Material:
· · · · · · ·

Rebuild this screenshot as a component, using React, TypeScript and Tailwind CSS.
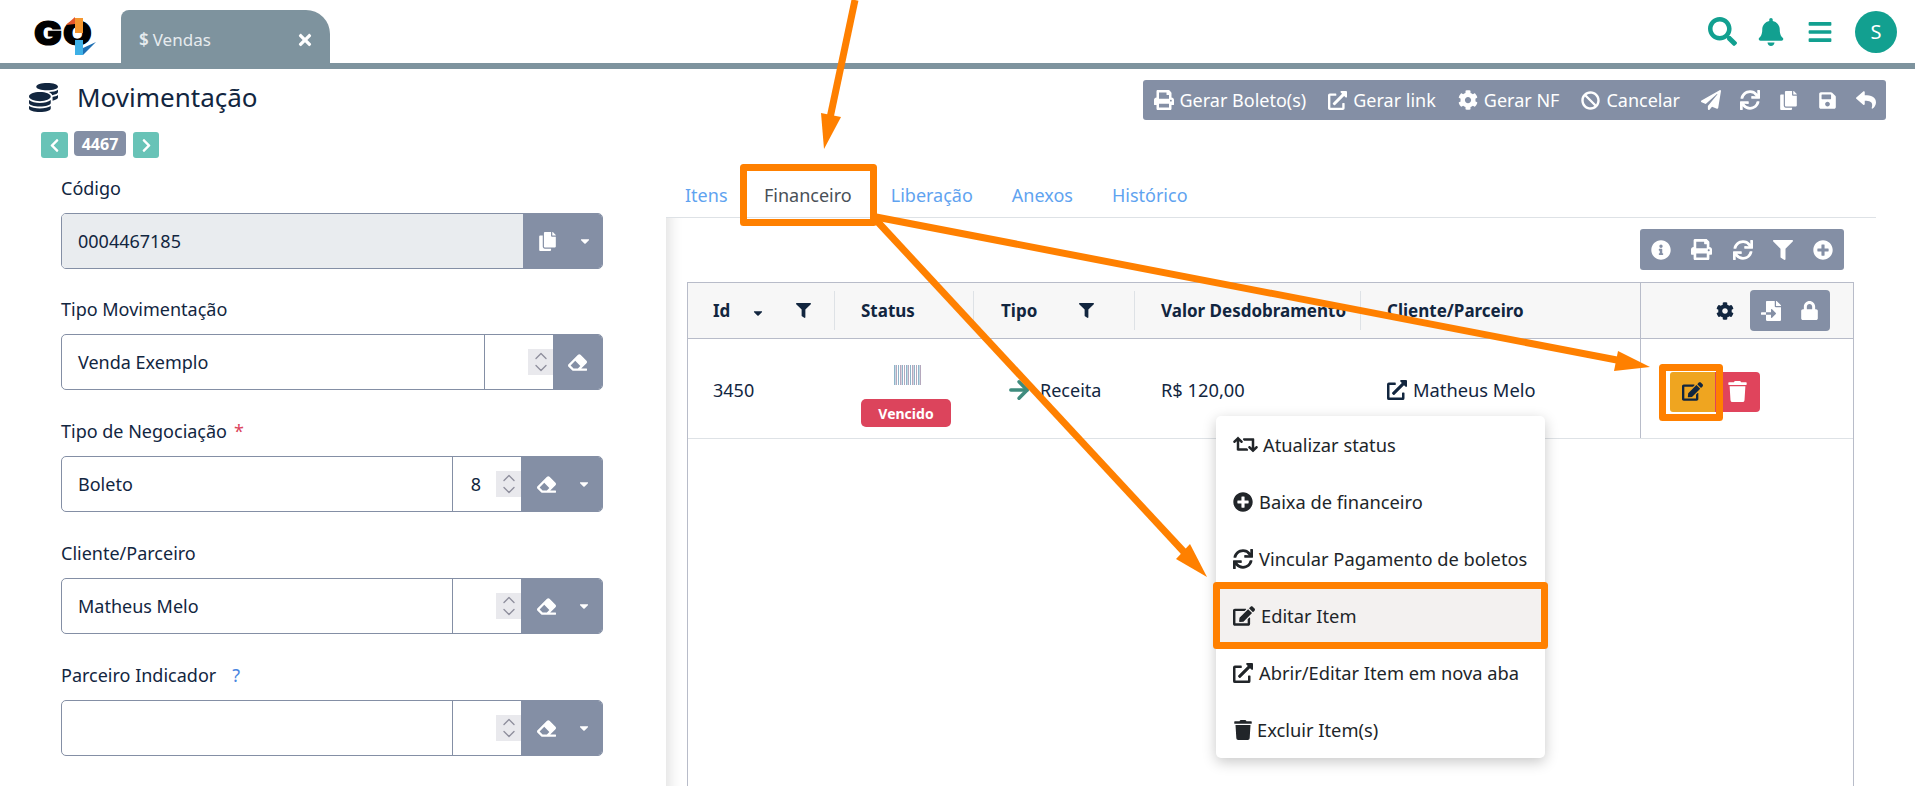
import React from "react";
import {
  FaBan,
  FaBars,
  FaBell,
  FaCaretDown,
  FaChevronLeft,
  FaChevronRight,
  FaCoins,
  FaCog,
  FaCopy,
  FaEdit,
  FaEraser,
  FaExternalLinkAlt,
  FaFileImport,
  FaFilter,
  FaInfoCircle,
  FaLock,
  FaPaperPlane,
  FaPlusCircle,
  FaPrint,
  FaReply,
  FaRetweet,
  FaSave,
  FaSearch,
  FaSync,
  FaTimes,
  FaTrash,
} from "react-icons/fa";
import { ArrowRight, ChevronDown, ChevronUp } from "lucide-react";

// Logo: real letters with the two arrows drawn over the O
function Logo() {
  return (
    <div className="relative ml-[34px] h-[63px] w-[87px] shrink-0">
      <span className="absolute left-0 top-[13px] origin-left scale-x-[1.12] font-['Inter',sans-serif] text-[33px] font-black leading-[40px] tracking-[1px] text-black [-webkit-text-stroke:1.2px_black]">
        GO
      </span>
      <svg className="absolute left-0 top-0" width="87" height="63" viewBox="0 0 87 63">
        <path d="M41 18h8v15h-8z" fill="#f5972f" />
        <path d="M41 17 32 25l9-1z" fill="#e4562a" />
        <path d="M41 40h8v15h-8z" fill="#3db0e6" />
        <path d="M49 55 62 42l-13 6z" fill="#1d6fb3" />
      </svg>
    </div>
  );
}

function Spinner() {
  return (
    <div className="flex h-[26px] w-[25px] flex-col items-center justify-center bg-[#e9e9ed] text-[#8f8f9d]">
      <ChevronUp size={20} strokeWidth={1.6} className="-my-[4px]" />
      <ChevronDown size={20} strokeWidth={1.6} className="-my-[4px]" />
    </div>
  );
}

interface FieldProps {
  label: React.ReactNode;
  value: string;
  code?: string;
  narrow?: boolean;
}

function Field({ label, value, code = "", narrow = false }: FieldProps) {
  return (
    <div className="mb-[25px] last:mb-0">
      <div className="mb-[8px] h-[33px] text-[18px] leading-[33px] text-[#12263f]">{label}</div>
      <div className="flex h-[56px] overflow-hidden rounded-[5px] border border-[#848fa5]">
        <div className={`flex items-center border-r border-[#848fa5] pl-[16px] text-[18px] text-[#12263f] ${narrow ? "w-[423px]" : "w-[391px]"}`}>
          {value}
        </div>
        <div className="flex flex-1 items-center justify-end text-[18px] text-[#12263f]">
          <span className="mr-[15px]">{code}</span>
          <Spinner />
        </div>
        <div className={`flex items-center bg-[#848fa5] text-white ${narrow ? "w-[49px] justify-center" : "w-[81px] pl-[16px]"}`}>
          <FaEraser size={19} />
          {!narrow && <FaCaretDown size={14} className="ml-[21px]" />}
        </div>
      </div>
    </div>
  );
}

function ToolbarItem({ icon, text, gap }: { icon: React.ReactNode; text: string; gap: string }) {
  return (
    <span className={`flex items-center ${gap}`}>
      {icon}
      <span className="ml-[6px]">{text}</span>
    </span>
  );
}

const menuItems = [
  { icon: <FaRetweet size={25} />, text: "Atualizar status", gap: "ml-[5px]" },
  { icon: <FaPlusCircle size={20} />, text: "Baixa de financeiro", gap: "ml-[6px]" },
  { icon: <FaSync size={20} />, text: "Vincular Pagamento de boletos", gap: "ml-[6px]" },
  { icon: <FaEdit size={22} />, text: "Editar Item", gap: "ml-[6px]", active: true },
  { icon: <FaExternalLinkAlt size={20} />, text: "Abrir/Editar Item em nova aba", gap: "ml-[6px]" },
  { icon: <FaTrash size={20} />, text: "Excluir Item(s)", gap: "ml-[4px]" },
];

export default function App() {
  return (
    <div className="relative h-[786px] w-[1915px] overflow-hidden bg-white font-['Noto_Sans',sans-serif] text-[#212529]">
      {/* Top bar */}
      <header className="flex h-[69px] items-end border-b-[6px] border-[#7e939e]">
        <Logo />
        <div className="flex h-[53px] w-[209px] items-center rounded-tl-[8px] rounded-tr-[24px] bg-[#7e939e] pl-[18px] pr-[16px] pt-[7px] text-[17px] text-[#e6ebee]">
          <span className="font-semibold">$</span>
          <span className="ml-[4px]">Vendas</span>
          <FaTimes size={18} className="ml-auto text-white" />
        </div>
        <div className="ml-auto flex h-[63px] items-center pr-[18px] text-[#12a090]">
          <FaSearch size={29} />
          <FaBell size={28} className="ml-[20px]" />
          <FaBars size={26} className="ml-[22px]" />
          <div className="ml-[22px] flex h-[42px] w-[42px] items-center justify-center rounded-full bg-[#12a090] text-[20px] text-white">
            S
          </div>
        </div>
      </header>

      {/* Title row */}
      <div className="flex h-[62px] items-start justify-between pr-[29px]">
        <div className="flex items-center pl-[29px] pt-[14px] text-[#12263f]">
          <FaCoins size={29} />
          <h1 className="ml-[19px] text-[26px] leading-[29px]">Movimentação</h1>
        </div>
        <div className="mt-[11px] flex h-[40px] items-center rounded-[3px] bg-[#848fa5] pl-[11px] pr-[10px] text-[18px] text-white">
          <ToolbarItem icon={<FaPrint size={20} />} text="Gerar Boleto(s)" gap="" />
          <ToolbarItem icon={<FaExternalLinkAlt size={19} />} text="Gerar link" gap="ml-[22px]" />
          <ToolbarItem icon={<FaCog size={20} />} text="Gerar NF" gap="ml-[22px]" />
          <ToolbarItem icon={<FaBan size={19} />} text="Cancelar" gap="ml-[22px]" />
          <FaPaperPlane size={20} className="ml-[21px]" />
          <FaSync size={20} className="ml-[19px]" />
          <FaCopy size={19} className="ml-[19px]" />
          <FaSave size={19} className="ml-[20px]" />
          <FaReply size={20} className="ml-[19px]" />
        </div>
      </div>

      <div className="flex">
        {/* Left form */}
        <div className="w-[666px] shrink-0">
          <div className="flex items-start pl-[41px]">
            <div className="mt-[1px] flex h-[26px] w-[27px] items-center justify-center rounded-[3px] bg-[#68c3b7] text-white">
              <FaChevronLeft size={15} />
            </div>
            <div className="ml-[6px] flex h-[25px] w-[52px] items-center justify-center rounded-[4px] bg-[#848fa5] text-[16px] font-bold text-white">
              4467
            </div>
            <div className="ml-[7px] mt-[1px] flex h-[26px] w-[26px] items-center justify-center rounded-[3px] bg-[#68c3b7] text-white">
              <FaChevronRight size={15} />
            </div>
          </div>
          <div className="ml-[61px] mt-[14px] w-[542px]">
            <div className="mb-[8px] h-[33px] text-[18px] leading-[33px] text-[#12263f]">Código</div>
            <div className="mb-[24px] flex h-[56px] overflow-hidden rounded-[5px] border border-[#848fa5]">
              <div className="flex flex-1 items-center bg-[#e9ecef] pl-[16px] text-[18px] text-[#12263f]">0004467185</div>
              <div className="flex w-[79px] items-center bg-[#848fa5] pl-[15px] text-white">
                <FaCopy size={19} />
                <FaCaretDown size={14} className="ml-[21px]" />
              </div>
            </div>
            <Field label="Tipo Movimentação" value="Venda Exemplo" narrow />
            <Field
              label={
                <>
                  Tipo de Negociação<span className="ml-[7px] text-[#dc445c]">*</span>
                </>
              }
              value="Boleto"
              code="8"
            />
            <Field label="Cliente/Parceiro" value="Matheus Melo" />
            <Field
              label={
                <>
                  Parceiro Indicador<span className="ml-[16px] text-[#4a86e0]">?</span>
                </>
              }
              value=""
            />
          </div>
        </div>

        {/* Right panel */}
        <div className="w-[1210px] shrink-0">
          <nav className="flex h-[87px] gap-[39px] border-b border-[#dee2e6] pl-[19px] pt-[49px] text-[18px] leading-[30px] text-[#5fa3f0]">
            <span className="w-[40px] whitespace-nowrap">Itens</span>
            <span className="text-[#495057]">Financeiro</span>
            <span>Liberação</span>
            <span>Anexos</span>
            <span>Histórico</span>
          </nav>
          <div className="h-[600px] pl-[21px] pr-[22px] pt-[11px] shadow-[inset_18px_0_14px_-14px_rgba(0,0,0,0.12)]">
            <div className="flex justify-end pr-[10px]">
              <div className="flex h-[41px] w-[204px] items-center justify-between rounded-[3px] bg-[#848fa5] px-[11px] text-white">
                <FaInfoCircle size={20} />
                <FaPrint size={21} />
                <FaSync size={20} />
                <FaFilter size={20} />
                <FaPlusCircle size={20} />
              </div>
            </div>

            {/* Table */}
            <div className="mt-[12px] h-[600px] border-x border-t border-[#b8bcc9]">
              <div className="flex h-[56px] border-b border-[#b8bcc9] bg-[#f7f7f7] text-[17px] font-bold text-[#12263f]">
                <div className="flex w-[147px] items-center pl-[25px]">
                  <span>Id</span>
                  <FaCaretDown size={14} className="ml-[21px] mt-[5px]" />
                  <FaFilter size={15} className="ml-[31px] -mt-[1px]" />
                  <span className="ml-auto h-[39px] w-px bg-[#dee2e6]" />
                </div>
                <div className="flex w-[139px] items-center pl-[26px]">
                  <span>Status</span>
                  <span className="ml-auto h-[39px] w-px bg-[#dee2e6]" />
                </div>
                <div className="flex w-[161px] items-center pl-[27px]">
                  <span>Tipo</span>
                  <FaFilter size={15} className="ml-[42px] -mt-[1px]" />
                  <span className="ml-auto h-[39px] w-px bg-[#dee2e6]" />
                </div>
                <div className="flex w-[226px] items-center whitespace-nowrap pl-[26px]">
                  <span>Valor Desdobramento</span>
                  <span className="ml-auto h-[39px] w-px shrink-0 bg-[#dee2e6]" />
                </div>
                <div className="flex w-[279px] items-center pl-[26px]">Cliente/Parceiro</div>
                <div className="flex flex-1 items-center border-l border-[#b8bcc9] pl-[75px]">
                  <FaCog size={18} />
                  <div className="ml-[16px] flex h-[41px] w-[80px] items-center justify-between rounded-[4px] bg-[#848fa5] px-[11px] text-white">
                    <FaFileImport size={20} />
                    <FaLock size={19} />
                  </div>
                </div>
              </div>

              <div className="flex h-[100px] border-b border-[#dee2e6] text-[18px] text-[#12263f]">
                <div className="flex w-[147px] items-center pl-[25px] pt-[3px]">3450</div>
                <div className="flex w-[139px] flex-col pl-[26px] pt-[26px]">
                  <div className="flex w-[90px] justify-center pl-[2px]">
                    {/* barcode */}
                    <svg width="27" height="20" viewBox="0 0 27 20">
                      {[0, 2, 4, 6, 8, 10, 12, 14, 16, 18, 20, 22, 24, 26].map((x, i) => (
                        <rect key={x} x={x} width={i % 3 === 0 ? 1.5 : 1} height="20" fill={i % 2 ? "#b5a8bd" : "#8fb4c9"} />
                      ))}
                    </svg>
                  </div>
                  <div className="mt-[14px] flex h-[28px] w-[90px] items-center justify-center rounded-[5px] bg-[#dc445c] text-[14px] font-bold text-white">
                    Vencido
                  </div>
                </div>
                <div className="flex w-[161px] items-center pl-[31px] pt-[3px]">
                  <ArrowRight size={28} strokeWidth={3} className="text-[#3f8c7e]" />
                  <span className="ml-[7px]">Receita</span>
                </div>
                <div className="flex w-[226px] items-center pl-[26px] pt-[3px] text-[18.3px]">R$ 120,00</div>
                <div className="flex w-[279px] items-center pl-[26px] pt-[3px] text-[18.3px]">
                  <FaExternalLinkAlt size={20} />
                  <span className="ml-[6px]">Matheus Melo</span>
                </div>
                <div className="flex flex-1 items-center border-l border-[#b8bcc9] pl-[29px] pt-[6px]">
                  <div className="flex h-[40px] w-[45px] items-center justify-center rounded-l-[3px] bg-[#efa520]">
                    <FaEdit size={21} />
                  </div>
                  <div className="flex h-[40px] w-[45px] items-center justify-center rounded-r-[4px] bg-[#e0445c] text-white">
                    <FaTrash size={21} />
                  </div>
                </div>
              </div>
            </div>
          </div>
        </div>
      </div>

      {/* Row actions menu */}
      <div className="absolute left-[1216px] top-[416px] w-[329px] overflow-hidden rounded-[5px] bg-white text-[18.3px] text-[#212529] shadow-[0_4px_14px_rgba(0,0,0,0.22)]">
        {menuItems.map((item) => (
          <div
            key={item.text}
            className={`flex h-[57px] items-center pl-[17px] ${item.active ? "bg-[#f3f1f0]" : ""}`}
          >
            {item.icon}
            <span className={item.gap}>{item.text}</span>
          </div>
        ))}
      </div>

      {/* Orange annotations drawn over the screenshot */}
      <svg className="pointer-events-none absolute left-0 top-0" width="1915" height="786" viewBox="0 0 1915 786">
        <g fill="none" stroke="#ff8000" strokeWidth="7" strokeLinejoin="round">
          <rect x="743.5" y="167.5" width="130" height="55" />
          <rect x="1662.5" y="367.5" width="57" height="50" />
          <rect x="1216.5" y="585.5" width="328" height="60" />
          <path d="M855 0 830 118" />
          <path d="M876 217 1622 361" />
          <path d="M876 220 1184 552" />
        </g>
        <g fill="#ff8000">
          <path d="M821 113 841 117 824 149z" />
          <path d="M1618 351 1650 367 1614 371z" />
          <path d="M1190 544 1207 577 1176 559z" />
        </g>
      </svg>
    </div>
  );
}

· · · · · · ·

Exercise task: Everything from the top line of the data down to and including the line with "ArrowRight, ChevronDown, ChevronUp" is to be copied, except the pictures.

Result of the task:
Rebuild this screenshot as a component, using React, TypeScript and Tailwind CSS.
import React from "react";
import {
  FaBan,
  FaBars,
  FaBell,
  FaCaretDown,
  FaChevronLeft,
  FaChevronRight,
  FaCoins,
  FaCog,
  FaCopy,
  FaEdit,
  FaEraser,
  FaExternalLinkAlt,
  FaFileImport,
  FaFilter,
  FaInfoCircle,
  FaLock,
  FaPaperPlane,
  FaPlusCircle,
  FaPrint,
  FaReply,
  FaRetweet,
  FaSave,
  FaSearch,
  FaSync,
  FaTimes,
  FaTrash,
} from "react-icons/fa";
import { ArrowRight, ChevronDown, ChevronUp } from "lucide-react";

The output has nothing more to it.